The RF module in exemplary embodiments the present invention can be manufactured in a chip scale packaging structure on a wafer. Furthermore, a plurality of RF modules can be manufactured on the wafer at the same time, and thus the multi RF module can also be manufactured simultaneously on the wafer. As the RF modules can be manufactured on the wafer, the yield thereof can be improved.

In the above described exemplary embodiments, the air gap type FBAR or the phase shifter are examples of elements processing RF signals, and other elements like RF switches can also be integrated.

As described above, the RF module, the multi RF module including the RF module, and the method of manufacturing the RF module according to exemplary embodiments the present invention may have the following effects.

First, the RF module can be manufactured on a wafer, thereby improving the yield thereof.

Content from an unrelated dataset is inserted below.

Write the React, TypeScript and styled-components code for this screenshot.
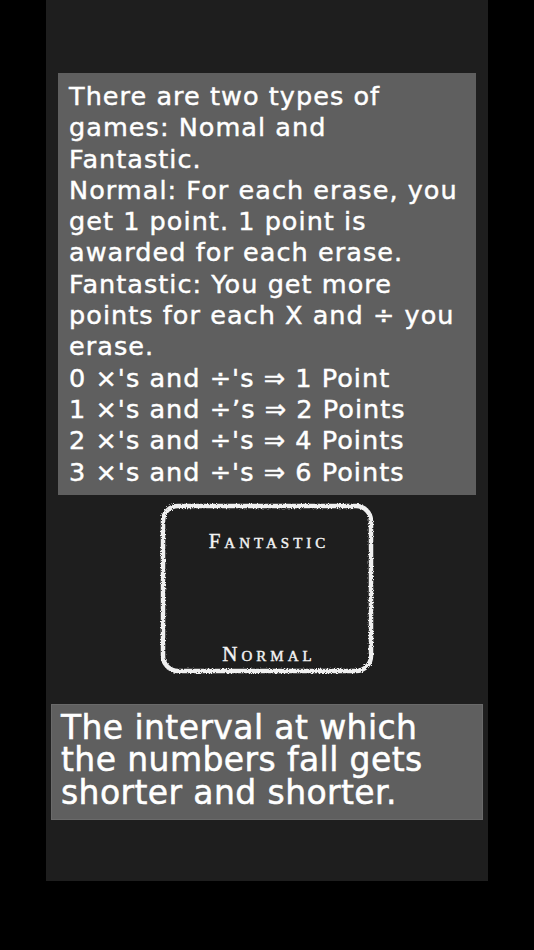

Second, the RF module is packaged in a chip scale, and thus can easily have a small size.

Third, wiring is arranged by the bonding pad, thereby reducing the number of the through electrodes and improving the yield thereof

While the RF module, the multi RF module, and the method of manufacturing the same of the present invention have been particularly shown and described with reference to exemplary embodiments thereof, it will be understood by those of ordinary skill in the art that various changes in form and details may be made therein without departing from the spirit and scope of the present invention as defined by the following claims.